I’ve given a lot of thought to the rules of this game, however, and need to do some rewrites after analyzing the current state of miniature wargaming- I believe the initial rules are overcomplicated, and need to be smoothed out and toned down to attract new players and make gameplay more fun, and less unnecessarily complex. I should have another update for you guys in the near future here.

In other news, I finally got a Warhammer 40k game in with my Imperial Knights. In fact, it was the first Warhammer 40k game I have won in over five years…..and yet the victory was extraordinarily hollow. Imperial Knights are incredibly tough units, and, in my mind, overpowered in a standard 40k game. In fact…they require almost no tactical skill to use, and that worries me. While I do like winning now and again, I don’t want to just steamroll over my opponent- I’ve been on the receiving end of overpowered army lists far too often and know that it’s not fun to lose like that.

So while the models have turned out fantastically, and you can see pics on my Facebook page….I will likely be shelving these in favor of another 40k army that I’ll work on down the road.

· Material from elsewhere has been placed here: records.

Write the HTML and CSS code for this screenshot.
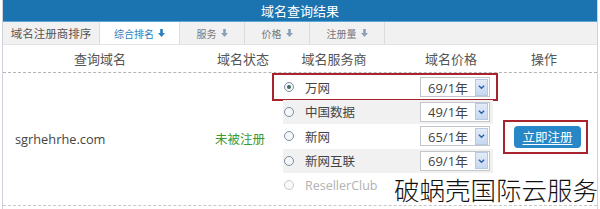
FILE: index.html
```html
<!DOCTYPE html>
<html lang="zh-CN">
<head>
<meta charset="utf-8">
<title>域名查询结果</title>
<link rel="stylesheet" href="styles.css">
</head>
<body>
<div class="panel">
  <div class="title">域名查询结果</div>
  <div class="tabs">
    <div class="tab tab-label">域名注册商排序</div>
    <div class="tab tab-active">综合排名 <svg class="arr" viewBox="0 0 8 9"><path d="M2.5 0h3v4.5H8L4 9 0 4.5h2.5z"/></svg></div>
    <div class="tab tab-w65">服务 <svg class="arr" viewBox="0 0 8 9"><path d="M2.5 0h3v4.5H8L4 9 0 4.5h2.5z"/></svg></div>
    <div class="tab tab-w65">价格 <svg class="arr" viewBox="0 0 8 9"><path d="M2.5 0h3v4.5H8L4 9 0 4.5h2.5z"/></svg></div>
    <div class="tab tab-w75">注册量 <svg class="arr" viewBox="0 0 8 9"><path d="M2.5 0h3v4.5H8L4 9 0 4.5h2.5z"/></svg></div>
  </div>
  <div class="thead">
    <div class="th">查询域名</div>
    <div class="th">域名状态</div>
    <div class="th">域名服务商</div>
    <div class="th">域名价格</div>
    <div class="th th-op">操作</div>
  </div>
  <div class="tbody">
    <div class="c-domain">sgrhehrhe.com</div>
    <div class="c-status">未被注册</div>
    <div class="c-prov">
      <div class="prow prow-hl">
        <span class="radio radio-on"></span><span class="pname">万网</span>
        <span class="sel"><span class="sel-val">69/1年</span><span class="sel-btn"><svg viewBox="0 0 8 6"><path d="M1 1.5l3 3 3-3" fill="none" stroke-width="1.6"/></svg></span></span>
      </div>
      <div class="prow prow-alt">
        <span class="radio"></span><span class="pname">中国数据</span>
        <span class="sel"><span class="sel-val">49/1年</span><span class="sel-btn"><svg viewBox="0 0 8 6"><path d="M1 1.5l3 3 3-3" fill="none" stroke-width="1.6"/></svg></span></span>
      </div>
      <div class="prow">
        <span class="radio"></span><span class="pname">新网</span>
        <span class="sel"><span class="sel-val">65/1年</span><span class="sel-btn"><svg viewBox="0 0 8 6"><path d="M1 1.5l3 3 3-3" fill="none" stroke-width="1.6"/></svg></span></span>
      </div>
      <div class="prow prow-alt">
        <span class="radio"></span><span class="pname">新网互联</span>
        <span class="sel"><span class="sel-val">69/1年</span><span class="sel-btn"><svg viewBox="0 0 8 6"><path d="M1 1.5l3 3 3-3" fill="none" stroke-width="1.6"/></svg></span></span>
      </div>
      <div class="prow prow-dis">
        <span class="radio radio-dis"></span><span class="pname">ResellerClub</span>
      </div>
    </div>
    <div class="c-op">
      <span class="hl-box"><a class="btn">立即注册</a></span>
    </div>
  </div>
  <div class="watermark">破蜗壳国际云服务</div>
</div>
</body>
</html>
```

FILE: styles.css
```css
* { box-sizing: border-box; }
html, body { margin: 0; padding: 0; background: #fff; }
body {
  font-family: "Open Sans", "Noto Sans CJK SC", sans-serif;
  color: #444;
  width: 600px;
  height: 209px;
  overflow: hidden;
}
.panel {
  position: relative;
  margin-left: 2px;
  width: 596px;
  height: 209px;
  border-left: 1px solid #cdd3d8;
  border-right: 1px solid #cdd3d8;
}
.title {
  height: 22px;
  line-height: 22px;
  background: #1b74b0;
  color: #fff;
  font-family: "Noto Sans CJK SC", sans-serif;
  font-size: 13px;
  text-align: center;
  border-bottom: 1px solid #5ea6d4;
}
.tabs {
  display: flex;
  height: 23px;
  background: #f1f1f1;
  border-bottom: 1px solid #e2e2e2;
}
.tab {
  display: flex;
  align-items: center;
  justify-content: center;
  gap: 4px;
  border-right: 1px solid #dcdcdc;
  font-family: "Noto Sans CJK SC", sans-serif;
  font-size: 10px;
  color: #777;
}
.tab-label { width: 97px; font-size: 11.5px; color: #555; }
.tab-active { width: 80px; background: #fff; color: #2c7fbf; }
.tab-w65 { width: 65px; }
.tab-w75 { width: 75px; }
.arr { width: 7px; height: 8px; fill: #8aa0b8; }
.tab-active .arr { fill: #2c7fbf; }
.thead {
  display: grid;
  grid-template-columns: 194px 92px 90px 144px 1fr;
  height: 28px;
  align-items: center;
  border-bottom: 1px dashed #b5b5b5;
}
.th {
  text-align: center;
  font-family: "Noto Sans CJK SC", sans-serif;
  font-size: 13px;
  color: #555;
}
.th-op { text-align: left; padding-left: 8px; }
.tbody {
  display: grid;
  grid-template-columns: 194px 86px 214px 1fr;
  border-bottom: 1px dashed #c8c8c8;
}
.c-domain {
  align-self: center;
  padding-left: 12px;
  font-family: "Open Sans", sans-serif;
  font-size: 12.8px;
  color: #444;
}
.c-status {
  align-self: center;
  text-align: center;
  font-family: "Noto Sans CJK SC", sans-serif;
  font-size: 12.5px;
  color: #3a9b33;
}
.c-prov {
  padding: 2px 0 7px;
}
.prow {
  position: relative;
  display: flex;
  align-items: center;
  width: 210px;
  height: 24.5px;
  padding-left: 1px;
}
.prow-alt { background: #f1f1f1; }
.prow-hl::after {
  content: "";
  position: absolute;
  top: -2px;
  left: -11px;
  right: -5px;
  bottom: -1px;
  border: 2px solid #a8232d;
}
.radio {
  width: 10px;
  height: 10px;
  border-radius: 50%;
  border: 1px solid #7d8ea3;
  background: #f4f6f8;
  margin-right: 11px;
  display: flex;
  align-items: center;
  justify-content: center;
}
.radio-on::after {
  content: "";
  width: 4px;
  height: 4px;
  border-radius: 50%;
  background: #3f6b57;
}
.radio-dis { border-color: #c4c9cf; background: #fafafa; }
.pname {
  font-family: "Noto Sans CJK SC", sans-serif;
  font-size: 12.5px;
  color: #444;
}
.prow-dis .pname {
  font-family: "Open Sans", sans-serif;
  color: #b2b2b2;
  font-size: 12.5px;
}
.sel {
  margin-left: auto;
  margin-right: 3px;
  width: 70px;
  height: 20px;
  display: flex;
  align-items: center;
  background: #fff;
  border: 1px solid #c3c7cc;
}
.sel-val {
  flex: 1;
  padding-left: 7px;
  font-family: "Open Sans", "Noto Sans CJK SC", sans-serif;
  font-size: 13px;
  color: #444;
}
.sel-btn {
  width: 13px;
  height: 17px;
  margin-right: 1px;
  background: linear-gradient(#e3ecf8, #c6d8f0);
  border: 1px solid #b6c8e2;
  display: flex;
  align-items: center;
  justify-content: center;
}
.sel-btn svg { width: 7px; height: 6px; stroke: #2f5fa8; }
.c-op {
  display: flex;
  align-items: flex-start;
  padding-top: 47px;
  padding-left: 6px;
}
.hl-box {
  display: inline-flex;
  border: 2px solid #a8232d;
  padding: 4px 5px 4px 9px;
}
.btn {
  display: inline-block;
  width: 67px;
  height: 22px;
  line-height: 22px;
  background: #2887c6;
  border-radius: 4px;
  color: #fff;
  text-align: center;
  font-family: "Noto Sans CJK SC", sans-serif;
  font-size: 12.5px;
  text-decoration: underline;
  text-underline-offset: 2px;
}
.watermark {
  position: absolute;
  left: 391px;
  top: 176px;
  font-family: "Noto Sans CJK SC", sans-serif;
  font-weight: 300;
  font-size: 25.5px;
  line-height: 1;
  color: #111;
  white-space: nowrap;
}
```
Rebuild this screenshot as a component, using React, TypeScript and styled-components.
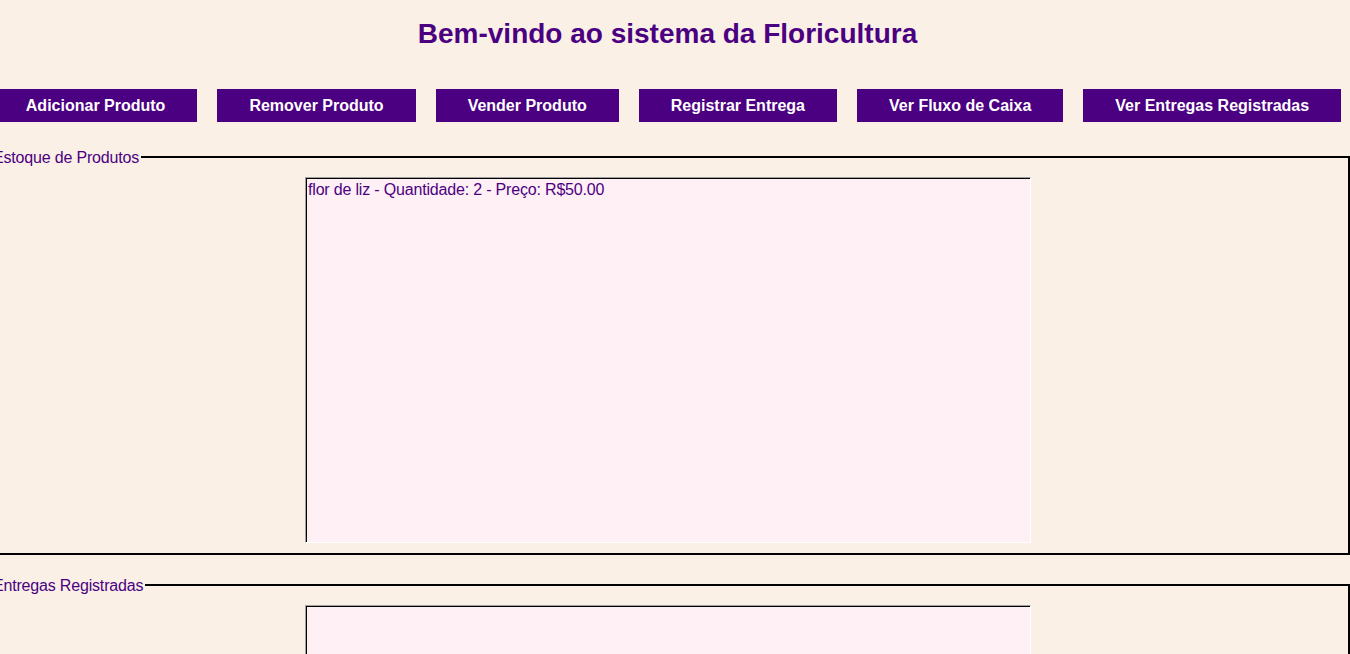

My point in mentioning this is because Warhammer 40,000 is a great influence on my own game design. Now, I didn’t even remotely borrow any rules from 40k for Battletech: Combined Arms, but I am aiming for B:CA to compete with 40k directly. I want a game that players will want to play at tournaments, that suits casual gaming as well as competitive, and offers an exciting hobby in addition to a game. Hopefully with the coming rewrites I will be closer to that.

Other Projects:

Stalker- working on cleaning and sanding, should have assembly pics by Monday

Flea- need a pin vice and new base, won’t be able to make progress until next paycheck

Mad Cat MK II- Tim should be sending these out in the next few weeks, I look forward to the build.